**What you are asked to do:** Hand back each line, unchanged, from the top down to the line where "const aboutLinks = ['公司简介', '联系我们', '招贤纳士', '官方商城', '官方微博'];" sits.

**Data provided:**
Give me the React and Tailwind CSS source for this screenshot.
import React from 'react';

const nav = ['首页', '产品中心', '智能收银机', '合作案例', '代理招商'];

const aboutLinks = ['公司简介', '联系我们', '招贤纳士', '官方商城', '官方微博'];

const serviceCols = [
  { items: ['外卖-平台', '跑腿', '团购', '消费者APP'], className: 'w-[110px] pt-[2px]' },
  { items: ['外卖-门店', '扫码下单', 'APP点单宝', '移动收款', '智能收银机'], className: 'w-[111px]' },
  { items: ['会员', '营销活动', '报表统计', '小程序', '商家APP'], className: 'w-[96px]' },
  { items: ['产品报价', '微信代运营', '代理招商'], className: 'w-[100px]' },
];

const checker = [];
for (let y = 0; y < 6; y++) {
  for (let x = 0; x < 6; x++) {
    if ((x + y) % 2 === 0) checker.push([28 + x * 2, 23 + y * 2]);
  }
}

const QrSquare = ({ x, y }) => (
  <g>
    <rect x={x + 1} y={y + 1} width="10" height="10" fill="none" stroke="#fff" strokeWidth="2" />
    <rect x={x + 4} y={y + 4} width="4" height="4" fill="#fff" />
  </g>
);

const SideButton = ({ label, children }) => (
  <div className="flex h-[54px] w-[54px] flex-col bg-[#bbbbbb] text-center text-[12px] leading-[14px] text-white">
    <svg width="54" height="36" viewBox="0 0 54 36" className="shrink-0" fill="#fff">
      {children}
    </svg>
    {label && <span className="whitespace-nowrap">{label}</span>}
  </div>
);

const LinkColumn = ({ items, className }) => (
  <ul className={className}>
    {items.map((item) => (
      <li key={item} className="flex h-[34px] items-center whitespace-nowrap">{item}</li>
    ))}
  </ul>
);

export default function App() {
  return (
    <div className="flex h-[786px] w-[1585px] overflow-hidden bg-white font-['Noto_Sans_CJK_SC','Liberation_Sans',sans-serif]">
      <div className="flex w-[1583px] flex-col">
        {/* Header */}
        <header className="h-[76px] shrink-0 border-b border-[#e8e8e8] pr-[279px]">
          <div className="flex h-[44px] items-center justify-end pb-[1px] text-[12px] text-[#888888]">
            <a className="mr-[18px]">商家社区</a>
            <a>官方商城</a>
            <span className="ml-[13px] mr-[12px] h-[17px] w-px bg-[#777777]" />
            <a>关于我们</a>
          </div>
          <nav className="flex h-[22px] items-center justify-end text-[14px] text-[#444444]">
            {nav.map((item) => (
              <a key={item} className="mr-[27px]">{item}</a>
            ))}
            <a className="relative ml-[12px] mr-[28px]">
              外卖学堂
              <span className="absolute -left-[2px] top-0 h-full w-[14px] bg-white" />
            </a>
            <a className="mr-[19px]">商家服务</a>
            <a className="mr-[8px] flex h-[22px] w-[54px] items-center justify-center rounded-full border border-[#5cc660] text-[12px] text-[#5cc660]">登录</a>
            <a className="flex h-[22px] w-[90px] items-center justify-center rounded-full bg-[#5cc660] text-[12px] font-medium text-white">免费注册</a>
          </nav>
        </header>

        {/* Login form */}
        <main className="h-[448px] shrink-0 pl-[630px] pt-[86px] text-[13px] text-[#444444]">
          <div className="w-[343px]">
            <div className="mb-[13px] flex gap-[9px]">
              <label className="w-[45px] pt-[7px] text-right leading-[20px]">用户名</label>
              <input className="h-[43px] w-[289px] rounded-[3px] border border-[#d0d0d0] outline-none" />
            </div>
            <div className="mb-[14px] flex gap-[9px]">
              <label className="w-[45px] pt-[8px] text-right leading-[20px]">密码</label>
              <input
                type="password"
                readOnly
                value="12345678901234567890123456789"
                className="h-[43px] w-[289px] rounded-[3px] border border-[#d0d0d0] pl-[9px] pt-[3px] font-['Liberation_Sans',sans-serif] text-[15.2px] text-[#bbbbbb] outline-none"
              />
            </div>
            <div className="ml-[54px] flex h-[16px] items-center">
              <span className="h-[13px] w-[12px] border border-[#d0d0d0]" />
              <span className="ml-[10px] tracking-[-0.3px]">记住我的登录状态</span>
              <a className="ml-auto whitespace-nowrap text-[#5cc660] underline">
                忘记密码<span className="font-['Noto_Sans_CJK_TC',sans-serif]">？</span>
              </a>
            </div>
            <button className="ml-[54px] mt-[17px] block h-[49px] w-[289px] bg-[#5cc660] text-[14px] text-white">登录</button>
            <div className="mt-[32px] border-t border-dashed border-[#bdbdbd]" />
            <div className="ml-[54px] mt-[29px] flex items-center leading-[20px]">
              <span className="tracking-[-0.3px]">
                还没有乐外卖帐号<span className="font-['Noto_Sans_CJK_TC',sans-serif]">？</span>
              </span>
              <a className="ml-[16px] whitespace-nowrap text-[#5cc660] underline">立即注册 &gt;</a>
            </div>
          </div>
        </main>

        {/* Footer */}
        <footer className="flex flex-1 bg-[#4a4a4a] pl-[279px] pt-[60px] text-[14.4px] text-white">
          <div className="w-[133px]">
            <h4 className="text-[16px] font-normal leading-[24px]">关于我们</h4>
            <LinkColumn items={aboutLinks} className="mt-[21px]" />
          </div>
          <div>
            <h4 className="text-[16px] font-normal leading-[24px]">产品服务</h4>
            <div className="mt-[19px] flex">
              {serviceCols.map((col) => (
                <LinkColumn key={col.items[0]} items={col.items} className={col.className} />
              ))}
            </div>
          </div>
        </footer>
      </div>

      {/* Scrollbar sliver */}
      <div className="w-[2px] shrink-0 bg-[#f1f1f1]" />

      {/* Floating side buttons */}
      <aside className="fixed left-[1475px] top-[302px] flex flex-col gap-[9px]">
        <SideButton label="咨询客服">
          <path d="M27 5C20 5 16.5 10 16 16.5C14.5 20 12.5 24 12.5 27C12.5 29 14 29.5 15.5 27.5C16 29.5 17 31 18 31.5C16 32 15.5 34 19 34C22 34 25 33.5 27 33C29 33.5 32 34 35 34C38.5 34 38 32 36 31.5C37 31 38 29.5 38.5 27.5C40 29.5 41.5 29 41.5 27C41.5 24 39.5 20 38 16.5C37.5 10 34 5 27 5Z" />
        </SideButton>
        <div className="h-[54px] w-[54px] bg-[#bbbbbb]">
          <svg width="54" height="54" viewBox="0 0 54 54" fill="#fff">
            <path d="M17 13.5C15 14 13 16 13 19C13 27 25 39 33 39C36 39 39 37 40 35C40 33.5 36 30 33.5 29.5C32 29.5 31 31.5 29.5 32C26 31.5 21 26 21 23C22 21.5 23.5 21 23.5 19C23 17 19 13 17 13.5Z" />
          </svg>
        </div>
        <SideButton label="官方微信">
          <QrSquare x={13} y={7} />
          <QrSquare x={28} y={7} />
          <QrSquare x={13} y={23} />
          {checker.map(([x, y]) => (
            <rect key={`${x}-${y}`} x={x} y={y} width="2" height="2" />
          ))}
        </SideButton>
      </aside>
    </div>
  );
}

**Exercise response:**
Give me the React and Tailwind CSS source for this screenshot.
import React from 'react';

const nav = ['首页', '产品中心', '智能收银机', '合作案例', '代理招商'];

const aboutLinks = ['公司简介', '联系我们', '招贤纳士', '官方商城', '官方微博'];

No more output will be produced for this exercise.